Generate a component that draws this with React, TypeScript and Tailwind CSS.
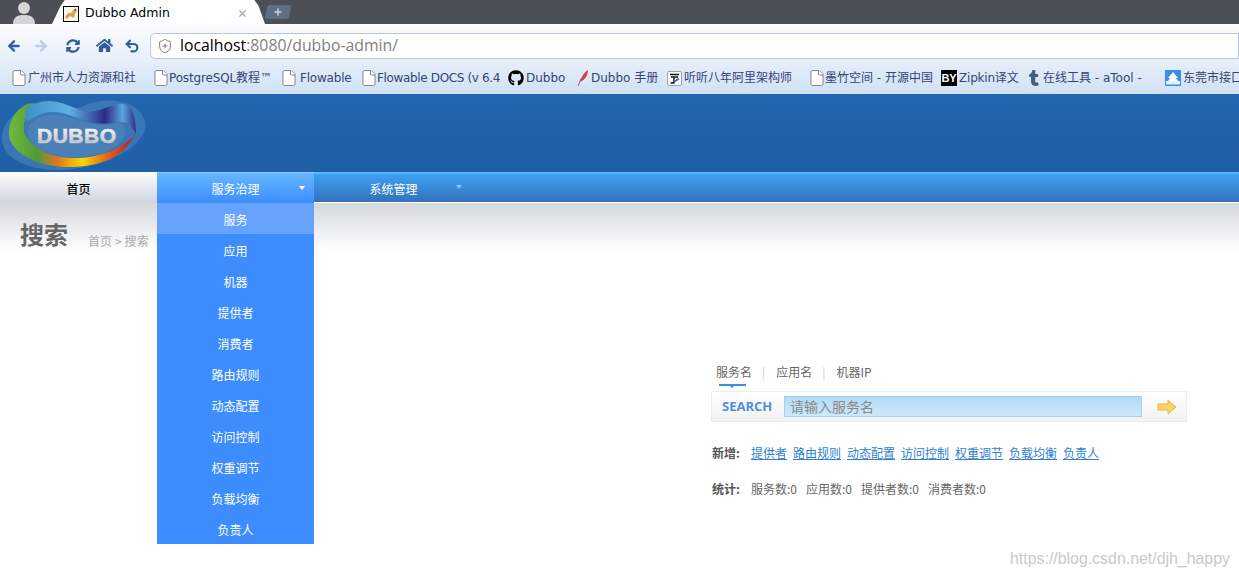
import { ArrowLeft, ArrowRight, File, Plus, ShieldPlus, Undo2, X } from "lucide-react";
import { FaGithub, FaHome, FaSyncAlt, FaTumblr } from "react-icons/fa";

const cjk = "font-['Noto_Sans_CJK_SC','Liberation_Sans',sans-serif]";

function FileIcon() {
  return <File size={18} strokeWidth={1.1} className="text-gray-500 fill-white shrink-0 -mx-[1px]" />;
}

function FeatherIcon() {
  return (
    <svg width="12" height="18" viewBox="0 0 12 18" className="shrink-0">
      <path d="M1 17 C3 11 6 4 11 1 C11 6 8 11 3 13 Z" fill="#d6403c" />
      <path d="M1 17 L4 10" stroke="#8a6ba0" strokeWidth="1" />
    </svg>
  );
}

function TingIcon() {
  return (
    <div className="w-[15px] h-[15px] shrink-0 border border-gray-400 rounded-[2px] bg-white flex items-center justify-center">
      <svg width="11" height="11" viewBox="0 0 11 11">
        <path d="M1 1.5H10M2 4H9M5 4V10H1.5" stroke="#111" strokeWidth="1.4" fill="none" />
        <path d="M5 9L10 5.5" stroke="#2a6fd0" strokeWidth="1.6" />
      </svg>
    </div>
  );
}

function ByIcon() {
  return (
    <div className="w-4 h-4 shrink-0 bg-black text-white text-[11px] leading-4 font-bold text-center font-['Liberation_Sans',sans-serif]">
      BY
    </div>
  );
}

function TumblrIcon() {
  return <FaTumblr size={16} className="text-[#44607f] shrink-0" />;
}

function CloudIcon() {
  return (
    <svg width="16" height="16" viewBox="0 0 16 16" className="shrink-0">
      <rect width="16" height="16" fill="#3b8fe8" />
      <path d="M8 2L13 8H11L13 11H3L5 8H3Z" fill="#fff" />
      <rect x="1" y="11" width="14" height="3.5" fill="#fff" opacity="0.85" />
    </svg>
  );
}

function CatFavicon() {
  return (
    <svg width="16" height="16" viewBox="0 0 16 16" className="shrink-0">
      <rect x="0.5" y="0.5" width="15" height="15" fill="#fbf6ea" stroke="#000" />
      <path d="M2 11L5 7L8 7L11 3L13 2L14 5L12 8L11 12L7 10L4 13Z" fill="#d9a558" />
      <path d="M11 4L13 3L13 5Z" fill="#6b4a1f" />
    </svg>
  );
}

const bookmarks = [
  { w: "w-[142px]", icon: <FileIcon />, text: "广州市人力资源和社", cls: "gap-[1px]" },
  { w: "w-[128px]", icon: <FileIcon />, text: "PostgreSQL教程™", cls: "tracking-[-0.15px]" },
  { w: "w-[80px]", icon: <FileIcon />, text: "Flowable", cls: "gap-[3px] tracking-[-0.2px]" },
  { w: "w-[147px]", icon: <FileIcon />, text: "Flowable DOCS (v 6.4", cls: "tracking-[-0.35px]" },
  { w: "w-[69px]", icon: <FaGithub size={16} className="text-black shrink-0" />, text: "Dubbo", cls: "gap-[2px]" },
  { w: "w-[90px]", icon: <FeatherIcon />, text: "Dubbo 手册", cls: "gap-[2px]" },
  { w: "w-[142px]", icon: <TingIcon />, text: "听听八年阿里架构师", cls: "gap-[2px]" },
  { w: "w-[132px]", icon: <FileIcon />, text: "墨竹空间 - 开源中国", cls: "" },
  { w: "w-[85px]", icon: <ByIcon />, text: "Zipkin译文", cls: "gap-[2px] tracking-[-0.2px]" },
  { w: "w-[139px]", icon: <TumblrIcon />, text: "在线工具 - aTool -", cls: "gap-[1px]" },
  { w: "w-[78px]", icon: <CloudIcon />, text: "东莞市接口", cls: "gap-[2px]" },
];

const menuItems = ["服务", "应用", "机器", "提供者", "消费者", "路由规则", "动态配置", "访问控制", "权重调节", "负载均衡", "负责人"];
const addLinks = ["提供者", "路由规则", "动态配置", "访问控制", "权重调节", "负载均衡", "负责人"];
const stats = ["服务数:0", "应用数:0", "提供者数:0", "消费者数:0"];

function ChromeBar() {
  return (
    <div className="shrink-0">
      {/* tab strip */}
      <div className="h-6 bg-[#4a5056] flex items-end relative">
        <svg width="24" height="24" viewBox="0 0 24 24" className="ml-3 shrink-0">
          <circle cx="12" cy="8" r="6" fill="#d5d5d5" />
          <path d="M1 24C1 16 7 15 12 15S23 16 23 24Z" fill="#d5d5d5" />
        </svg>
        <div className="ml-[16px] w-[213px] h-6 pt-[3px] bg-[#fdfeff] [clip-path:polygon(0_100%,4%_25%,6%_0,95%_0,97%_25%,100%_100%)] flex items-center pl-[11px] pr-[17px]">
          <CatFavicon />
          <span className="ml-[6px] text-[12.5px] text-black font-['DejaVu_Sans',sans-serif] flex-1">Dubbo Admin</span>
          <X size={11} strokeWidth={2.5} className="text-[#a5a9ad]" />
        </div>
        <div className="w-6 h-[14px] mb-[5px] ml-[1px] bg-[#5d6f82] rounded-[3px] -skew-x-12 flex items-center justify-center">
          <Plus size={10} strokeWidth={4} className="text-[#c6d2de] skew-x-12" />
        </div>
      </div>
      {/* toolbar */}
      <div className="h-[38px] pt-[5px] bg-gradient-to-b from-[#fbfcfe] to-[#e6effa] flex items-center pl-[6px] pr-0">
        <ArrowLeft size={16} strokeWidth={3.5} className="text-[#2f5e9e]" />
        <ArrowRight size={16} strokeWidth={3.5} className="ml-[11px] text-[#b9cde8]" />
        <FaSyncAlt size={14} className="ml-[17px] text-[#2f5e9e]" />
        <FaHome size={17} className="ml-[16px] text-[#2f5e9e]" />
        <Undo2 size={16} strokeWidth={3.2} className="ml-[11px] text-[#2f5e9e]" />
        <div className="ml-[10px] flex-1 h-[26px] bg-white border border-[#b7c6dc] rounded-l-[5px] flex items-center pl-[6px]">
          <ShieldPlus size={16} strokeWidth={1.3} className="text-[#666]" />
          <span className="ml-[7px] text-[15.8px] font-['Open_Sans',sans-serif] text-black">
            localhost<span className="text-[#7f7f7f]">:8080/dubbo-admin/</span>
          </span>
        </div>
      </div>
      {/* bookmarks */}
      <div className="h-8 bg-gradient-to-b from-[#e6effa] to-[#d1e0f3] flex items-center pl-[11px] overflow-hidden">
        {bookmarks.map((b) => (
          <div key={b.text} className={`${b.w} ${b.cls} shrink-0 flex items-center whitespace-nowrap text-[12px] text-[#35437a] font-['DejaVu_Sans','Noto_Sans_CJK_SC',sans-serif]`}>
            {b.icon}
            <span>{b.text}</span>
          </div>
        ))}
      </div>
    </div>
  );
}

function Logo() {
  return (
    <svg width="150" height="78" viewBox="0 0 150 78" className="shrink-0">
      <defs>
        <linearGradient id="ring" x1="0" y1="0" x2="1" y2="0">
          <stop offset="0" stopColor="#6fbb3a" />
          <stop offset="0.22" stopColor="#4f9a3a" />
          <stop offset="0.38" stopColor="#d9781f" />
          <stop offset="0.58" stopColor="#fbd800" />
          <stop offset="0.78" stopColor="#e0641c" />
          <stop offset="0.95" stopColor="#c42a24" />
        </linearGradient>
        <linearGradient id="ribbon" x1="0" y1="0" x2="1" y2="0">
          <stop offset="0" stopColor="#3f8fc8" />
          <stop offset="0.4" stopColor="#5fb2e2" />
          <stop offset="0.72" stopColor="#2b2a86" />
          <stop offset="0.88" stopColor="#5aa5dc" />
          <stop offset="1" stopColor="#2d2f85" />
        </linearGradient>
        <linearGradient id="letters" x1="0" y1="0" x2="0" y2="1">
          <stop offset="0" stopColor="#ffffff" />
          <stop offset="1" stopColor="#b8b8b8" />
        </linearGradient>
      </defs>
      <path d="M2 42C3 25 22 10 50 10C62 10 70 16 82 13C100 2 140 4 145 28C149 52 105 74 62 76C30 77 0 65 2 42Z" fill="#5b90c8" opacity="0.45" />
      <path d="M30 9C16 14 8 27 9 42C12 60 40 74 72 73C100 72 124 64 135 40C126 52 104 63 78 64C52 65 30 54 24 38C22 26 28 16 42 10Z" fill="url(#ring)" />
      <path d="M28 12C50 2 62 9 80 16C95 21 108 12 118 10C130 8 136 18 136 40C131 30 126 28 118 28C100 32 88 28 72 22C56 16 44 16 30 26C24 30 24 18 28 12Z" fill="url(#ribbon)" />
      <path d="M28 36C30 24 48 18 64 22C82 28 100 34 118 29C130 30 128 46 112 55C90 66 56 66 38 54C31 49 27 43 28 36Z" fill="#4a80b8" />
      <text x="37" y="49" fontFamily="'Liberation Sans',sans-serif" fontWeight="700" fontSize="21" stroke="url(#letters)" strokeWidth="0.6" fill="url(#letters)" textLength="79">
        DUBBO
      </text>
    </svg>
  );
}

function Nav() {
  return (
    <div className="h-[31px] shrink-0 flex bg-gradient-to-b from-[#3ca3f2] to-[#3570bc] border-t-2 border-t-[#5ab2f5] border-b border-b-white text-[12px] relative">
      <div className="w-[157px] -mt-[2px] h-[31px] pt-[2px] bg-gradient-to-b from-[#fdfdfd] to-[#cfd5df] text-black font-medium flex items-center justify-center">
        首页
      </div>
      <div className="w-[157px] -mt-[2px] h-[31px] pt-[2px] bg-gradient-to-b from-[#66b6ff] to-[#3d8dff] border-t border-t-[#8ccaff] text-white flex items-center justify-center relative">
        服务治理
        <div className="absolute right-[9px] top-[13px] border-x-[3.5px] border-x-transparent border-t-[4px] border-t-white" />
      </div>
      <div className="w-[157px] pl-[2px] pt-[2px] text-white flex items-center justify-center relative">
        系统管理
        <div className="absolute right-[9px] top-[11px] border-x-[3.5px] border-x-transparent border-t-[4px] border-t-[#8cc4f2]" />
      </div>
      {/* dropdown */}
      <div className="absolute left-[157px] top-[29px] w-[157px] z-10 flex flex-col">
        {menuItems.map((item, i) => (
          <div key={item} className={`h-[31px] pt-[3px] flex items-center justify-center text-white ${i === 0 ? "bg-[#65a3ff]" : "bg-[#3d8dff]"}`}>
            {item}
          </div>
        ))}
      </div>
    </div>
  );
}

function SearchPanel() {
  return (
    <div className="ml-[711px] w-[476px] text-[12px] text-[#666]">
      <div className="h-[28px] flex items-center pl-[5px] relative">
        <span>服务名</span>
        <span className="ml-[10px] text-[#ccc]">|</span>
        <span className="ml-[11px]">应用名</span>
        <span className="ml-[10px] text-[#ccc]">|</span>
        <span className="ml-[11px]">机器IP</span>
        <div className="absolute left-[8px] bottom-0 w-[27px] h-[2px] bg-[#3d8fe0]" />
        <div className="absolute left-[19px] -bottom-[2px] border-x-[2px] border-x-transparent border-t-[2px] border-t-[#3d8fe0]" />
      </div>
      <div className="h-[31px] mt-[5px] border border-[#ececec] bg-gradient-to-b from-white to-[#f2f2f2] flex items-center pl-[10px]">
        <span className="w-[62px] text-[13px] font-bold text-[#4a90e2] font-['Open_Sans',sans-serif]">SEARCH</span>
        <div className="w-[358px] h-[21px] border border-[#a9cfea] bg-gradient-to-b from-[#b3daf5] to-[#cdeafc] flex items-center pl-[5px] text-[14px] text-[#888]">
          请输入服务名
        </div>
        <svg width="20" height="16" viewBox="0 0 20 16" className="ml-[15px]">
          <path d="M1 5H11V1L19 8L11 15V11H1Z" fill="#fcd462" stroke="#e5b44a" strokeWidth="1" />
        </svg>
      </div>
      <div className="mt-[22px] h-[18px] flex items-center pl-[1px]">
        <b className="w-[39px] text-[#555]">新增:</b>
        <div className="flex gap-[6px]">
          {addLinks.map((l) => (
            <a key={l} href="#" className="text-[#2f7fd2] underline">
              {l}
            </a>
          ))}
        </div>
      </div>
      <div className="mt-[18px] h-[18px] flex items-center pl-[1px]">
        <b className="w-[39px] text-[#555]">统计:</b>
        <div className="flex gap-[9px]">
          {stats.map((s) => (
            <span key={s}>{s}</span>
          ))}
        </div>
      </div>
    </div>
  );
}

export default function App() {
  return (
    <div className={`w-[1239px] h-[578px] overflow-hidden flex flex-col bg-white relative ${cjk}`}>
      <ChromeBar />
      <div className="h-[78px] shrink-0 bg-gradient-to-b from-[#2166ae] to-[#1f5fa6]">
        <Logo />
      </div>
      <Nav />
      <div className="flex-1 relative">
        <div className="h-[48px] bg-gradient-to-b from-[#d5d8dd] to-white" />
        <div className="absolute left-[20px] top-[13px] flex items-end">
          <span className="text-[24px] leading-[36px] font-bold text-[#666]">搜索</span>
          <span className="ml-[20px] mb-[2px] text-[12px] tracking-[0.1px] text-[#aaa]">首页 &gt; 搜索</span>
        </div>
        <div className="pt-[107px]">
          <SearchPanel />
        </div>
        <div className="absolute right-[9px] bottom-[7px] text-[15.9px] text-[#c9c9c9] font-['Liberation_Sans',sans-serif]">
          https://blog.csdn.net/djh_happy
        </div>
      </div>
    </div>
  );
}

...

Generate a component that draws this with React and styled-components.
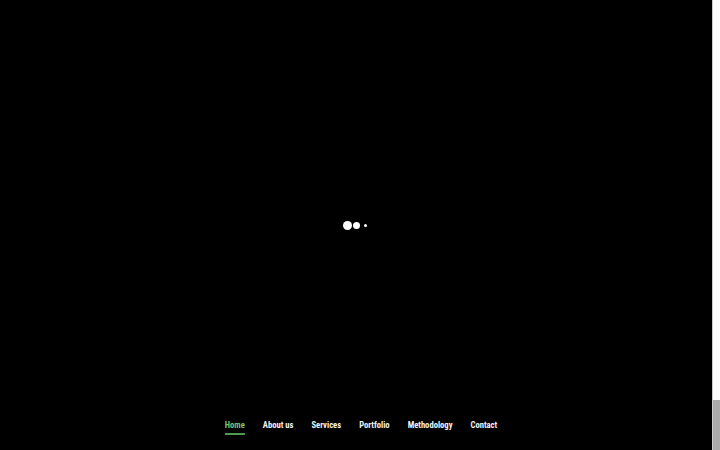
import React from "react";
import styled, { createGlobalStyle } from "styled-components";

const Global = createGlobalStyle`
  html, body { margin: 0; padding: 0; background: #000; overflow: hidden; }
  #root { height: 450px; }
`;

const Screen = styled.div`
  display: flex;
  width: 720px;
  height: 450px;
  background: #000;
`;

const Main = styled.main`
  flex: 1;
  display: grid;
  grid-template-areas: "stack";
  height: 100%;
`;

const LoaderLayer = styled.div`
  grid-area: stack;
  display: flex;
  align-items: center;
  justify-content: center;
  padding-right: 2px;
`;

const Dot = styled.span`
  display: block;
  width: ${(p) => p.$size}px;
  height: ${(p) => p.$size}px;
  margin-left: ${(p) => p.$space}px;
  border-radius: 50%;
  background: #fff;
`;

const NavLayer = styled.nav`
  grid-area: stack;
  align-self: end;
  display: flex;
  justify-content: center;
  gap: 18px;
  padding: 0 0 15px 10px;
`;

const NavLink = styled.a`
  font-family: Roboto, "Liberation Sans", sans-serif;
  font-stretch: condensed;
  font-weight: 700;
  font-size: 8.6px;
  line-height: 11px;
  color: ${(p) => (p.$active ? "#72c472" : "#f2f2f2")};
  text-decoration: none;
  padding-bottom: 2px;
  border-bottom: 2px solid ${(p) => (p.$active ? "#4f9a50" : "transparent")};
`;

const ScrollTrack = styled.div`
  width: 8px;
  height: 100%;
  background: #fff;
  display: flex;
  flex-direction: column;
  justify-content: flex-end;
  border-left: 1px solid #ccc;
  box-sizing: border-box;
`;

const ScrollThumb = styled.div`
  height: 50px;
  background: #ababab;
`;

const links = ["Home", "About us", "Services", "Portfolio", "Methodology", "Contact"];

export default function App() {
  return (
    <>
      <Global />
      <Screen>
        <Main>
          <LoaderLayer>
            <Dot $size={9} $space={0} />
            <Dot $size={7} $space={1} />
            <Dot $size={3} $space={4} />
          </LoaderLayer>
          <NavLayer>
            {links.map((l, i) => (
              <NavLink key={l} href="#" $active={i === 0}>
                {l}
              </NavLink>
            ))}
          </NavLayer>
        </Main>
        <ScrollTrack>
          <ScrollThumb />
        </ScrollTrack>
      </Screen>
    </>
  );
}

What to do: Search the lines for the string "draws" and copy every line that has it.

Answer to the task:
Generate a component that draws this with React, TypeScript and Tailwind CSS.
Generate a component that draws this with React and styled-components.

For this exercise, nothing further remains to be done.